TASK DESCRIPTION: State how many lines of the entries include the string "page", please, leaving out everything but the number.

DATA RECORDS:
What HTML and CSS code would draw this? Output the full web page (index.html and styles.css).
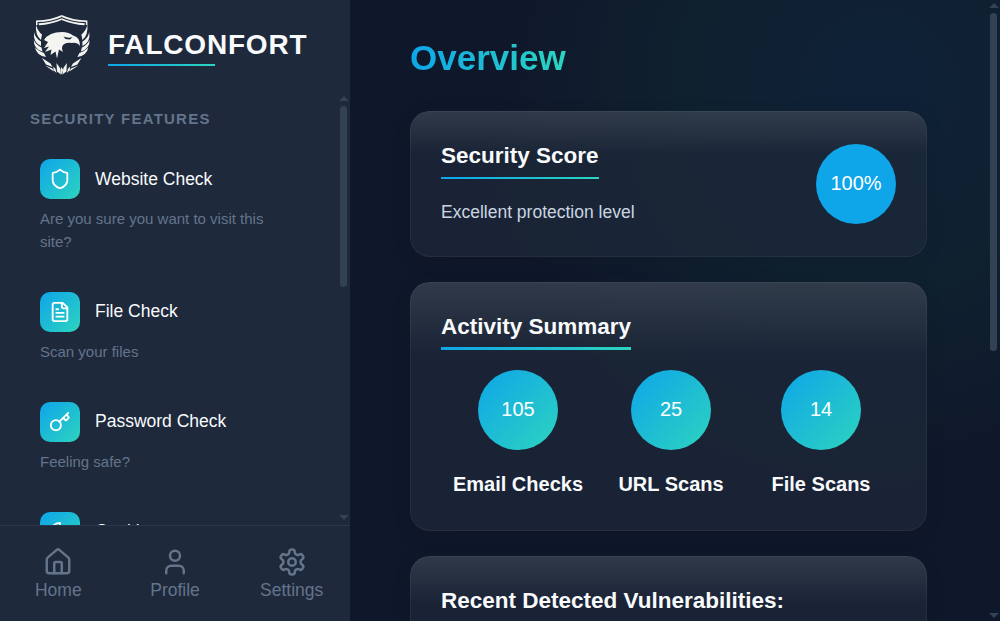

==

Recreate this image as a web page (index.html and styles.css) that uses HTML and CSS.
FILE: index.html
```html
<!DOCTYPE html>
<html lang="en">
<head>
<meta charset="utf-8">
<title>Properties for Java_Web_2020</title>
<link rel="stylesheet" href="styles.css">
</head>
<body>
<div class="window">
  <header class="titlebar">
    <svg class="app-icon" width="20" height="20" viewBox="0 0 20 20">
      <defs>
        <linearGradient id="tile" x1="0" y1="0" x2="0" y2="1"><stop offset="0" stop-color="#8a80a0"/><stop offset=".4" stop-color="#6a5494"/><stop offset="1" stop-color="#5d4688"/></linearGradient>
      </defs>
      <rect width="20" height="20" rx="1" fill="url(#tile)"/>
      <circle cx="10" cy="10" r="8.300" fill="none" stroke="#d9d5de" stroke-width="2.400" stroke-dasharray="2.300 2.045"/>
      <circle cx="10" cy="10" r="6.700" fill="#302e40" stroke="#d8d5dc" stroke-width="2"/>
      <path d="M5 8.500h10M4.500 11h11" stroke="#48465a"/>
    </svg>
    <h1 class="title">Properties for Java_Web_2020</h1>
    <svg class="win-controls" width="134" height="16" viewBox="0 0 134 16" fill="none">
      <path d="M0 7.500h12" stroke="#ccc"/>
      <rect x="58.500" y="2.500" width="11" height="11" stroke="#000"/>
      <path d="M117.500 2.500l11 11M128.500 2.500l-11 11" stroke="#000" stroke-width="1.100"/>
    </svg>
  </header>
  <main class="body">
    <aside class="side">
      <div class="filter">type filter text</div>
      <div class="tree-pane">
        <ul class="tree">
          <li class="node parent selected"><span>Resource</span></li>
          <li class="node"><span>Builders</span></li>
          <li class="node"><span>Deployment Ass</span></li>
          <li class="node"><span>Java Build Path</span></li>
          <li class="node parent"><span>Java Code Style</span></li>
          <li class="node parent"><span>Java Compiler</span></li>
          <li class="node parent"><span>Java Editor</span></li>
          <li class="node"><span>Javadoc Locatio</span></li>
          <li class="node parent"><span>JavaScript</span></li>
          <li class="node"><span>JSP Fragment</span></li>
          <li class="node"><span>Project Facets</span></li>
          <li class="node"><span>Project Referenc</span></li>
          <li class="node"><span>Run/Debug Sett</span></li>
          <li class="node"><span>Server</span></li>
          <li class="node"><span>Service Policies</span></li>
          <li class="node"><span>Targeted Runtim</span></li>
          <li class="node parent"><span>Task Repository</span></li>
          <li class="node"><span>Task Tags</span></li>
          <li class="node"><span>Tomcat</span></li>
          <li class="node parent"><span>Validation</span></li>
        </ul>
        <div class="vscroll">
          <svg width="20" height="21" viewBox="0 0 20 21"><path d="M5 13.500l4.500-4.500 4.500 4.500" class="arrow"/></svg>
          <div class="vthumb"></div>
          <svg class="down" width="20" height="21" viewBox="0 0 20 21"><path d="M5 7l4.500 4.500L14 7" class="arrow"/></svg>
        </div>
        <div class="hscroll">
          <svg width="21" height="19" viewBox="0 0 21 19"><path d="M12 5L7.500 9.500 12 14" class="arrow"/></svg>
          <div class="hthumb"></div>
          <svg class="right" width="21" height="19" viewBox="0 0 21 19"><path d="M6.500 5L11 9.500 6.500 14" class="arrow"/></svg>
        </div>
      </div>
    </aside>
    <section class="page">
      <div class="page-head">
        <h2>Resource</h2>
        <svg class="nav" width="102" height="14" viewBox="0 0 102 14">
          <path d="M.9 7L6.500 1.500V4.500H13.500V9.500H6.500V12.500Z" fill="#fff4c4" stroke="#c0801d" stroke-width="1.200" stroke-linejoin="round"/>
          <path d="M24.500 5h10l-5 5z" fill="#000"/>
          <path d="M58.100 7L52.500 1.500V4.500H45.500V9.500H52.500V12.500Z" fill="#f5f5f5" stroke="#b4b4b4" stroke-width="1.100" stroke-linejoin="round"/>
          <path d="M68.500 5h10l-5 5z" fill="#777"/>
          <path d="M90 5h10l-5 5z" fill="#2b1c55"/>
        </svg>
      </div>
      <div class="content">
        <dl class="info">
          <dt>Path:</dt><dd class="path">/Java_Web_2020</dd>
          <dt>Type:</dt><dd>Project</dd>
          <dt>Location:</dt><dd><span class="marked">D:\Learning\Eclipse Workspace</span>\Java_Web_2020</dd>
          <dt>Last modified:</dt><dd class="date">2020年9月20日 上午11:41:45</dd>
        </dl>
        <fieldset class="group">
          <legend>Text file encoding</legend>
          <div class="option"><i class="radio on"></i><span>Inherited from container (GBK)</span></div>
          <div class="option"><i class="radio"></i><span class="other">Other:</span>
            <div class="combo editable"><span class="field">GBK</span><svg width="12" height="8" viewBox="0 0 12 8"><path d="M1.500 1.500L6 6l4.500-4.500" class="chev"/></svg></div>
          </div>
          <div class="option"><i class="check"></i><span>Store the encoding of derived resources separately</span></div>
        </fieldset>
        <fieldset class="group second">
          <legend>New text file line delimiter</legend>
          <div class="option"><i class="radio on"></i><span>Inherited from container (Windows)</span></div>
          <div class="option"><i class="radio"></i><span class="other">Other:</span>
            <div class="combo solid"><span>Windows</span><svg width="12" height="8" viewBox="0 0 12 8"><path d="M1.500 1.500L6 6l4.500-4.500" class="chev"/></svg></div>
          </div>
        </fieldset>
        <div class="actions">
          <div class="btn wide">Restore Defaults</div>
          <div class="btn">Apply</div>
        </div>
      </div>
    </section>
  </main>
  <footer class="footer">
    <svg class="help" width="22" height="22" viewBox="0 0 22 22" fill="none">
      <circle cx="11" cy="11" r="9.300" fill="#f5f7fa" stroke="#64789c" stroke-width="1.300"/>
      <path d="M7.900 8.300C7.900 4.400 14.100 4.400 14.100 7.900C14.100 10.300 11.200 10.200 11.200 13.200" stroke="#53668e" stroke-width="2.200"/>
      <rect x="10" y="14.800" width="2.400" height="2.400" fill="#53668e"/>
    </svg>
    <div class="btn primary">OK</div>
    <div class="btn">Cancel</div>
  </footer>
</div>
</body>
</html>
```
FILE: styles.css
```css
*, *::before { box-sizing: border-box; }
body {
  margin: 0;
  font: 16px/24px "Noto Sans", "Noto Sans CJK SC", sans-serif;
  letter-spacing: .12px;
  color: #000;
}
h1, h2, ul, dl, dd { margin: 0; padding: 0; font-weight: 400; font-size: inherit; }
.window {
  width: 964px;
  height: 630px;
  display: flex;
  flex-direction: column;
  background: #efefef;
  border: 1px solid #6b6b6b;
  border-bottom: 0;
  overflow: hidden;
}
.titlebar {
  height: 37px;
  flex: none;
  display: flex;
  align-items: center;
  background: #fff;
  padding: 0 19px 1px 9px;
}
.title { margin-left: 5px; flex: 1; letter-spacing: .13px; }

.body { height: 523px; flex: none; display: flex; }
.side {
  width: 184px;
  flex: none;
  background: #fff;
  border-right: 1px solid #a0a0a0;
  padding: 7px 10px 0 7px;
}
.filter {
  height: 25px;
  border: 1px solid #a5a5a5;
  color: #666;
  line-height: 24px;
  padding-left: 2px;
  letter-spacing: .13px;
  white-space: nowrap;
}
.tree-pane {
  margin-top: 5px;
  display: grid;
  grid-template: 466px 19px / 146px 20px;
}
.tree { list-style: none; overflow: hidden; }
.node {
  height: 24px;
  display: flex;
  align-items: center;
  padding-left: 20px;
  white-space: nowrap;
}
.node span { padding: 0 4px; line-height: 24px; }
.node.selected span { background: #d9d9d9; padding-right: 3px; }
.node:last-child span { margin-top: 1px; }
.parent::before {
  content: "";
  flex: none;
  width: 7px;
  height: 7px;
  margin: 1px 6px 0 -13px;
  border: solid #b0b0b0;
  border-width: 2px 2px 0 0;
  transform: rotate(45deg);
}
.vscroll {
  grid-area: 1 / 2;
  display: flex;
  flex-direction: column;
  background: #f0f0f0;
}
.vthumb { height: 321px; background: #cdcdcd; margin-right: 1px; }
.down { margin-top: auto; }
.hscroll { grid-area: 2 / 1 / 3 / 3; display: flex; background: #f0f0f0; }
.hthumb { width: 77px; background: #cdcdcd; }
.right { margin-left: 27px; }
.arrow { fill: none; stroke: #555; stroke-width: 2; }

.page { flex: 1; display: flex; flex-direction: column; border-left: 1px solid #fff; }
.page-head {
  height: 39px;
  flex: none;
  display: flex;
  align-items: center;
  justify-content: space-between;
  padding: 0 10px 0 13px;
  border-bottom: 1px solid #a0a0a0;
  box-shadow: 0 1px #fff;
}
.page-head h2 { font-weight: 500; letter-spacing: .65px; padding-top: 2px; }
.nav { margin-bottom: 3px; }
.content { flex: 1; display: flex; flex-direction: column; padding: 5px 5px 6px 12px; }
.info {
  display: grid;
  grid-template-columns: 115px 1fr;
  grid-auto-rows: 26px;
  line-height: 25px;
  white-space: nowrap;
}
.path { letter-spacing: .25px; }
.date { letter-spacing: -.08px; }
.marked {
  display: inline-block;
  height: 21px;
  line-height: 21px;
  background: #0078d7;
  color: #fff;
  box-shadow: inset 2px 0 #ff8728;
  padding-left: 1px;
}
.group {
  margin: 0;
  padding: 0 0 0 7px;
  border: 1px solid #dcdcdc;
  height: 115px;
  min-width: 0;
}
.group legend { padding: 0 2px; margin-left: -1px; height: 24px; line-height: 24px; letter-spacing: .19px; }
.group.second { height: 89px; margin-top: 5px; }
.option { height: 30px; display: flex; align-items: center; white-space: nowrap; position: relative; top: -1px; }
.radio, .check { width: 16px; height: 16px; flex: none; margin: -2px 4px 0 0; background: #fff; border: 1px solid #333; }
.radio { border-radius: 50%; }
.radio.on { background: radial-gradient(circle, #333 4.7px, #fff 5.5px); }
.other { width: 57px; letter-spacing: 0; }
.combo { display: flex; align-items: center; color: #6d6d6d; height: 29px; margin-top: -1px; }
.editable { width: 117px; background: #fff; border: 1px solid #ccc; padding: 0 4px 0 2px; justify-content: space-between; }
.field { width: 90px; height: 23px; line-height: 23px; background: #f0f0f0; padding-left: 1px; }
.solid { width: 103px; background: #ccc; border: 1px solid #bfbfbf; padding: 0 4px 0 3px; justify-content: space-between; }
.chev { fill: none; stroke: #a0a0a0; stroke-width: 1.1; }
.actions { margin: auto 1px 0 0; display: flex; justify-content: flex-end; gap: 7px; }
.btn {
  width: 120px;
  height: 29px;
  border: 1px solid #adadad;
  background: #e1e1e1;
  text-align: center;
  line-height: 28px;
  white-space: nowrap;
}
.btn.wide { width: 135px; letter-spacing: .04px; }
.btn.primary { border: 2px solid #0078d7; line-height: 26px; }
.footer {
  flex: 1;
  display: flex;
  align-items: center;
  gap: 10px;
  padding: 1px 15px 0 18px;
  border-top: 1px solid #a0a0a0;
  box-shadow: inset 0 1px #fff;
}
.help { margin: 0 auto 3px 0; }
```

CORRECT OUTPUT: 7